Another is "a truly _spiritual_ world" "for our Volk", "the power that comes from preserving at the most profound level the forces that are rooted in the soil and blood of a Volk, the power to arouse most inwardly and to shake most extensively the Volk's existence".

"If we will the essence of science in the sense of _the questioning, unsheltered standing firm in the midst of the uncertainty of the totality of being_, then _this_ will to essence will create for our Volk a world of the innermost and most extreme danger, i.e., a truly _spiritual_ world. For 'spirit' is neither empty acumen nor the noncommittal play of wit nor the busy practice of never-ending rational analysis nor even world reason; rather, spirit is the determined resolve to the essence of Being, a resolve that is attuned to origins and knowing. And the _spiritual world_ of a Volk is not its cultural superstructure, just as little as it is its arsenal of useful knowledge [_Kenntnisse_] and values; rather, it is the power that comes from preserving at the most profound level the forces that are rooted in the soil and blood of a Volk, the power to arouse most inwardly and to shake most extensively the Volk's existence. A spiritual world alone will guarantee the Volk greatness. For it will make the constant decision between the will to greatness and the toleration of decline the law that establishes the pace for the march upon which our Volk has embarked on the way to its future history." (pp. 33-4)

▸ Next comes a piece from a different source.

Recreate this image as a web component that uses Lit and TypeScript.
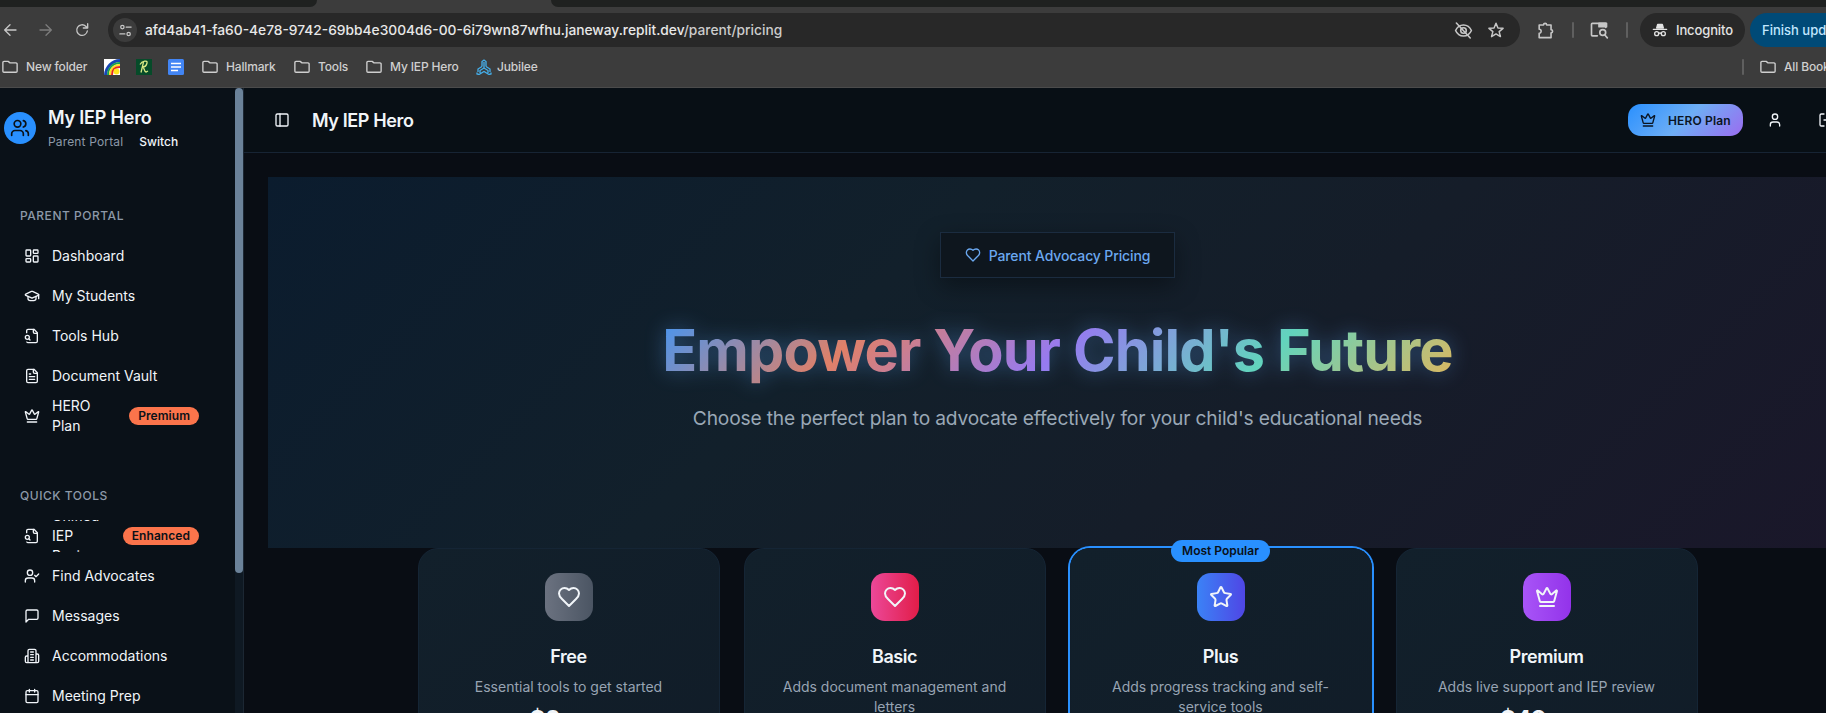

There is also the question of the relation of this to "violence-doing".

According to Junger, what has "the power to arouse most inwardly and to shake most extensively the Volk's existence" is war as an end in itself.

"The enthusiasm of manliness bursts beyond itself to such an extent that the blood boils as it surges through the veins and glows as it foams through the heart. … [War] is an intoxication beyond all intoxication, an unleashing that breaks all bonds. It is a frenzy without caution and limits, comparable only to the forces of nature. There the individual is like a raging storm, the tossing sea, and the roaring thunder. he has melted into everything. He rests at the dark door of death like a bullet that has reached its goal. And the purple waves dash over him. For a long time he has no awareness of transition. It is as if a wave slipped back into the flowing sea.” (from War as Inner Experience as quoted by Wolin in The Heidegger Controversy, p. 120)

This is what constitutes Germany's “elemental substance, the deep, primordial strength of the Volk”:

“With admiration we watch how German youth, at the beginning [of the First World War] of this crusade of reason to which the world’s nations are called under the spell of such an obvious, transparent dogma, raise the battle cry: glowing, enraptured, hungering after death in a way virtually unique in our history.

“If one of these youths had been asked his motive for taking the field, the answer, certainly, would have been less clear. He would hardly have spoken of the struggle against barbarism and reaction or for civilization, the freeing of Belgium or freedom of the seas; but perhaps he would have offered the response, ‘for Germany’ – that phrase, with which the volunteer regiments went on the attack.

“And yet, this smoldering fire, burning for an enigmatic and invisible Germany, was sufficient for an effort that left nations trembling to the morrow. What if it had possessed direction, awareness, and _form_ [Gestalt]?” (Junger, "Total Mobilization" in Wolin, The Heidegger Controversy, p. 133)

War exemplifies "uselessness" i.e. end in itself activity that is not instrumental to an end outside itself, violence-doing for the sake of violence-doing.

“Whenever we confront efforts of such proportions, possessing the special quality of ‘uselessness’ [‘Zwecklosigkeit’] – say the erection of mighty constructions like pyramids and cathedrals, or wars that call into play the ultimate mainsprings of life – economic explanations, no matter how illuminating, are not sufficient. This is the reason that the school of historical materialism can only touch the surface of the process. To explain efforts of this sort, we ought rather to focus our first suspicions on phenomena of a cultic variety.” p. 129

The interpretive claim about Marx at the end is mistaken (as is Heidegger's claim in the 1945 passage identifying Marx with the idea of "truth" as "a totally subjective concept"). Marx identifies the "true realm of freedom" with activities that are ends in themselves, the activities of science and art.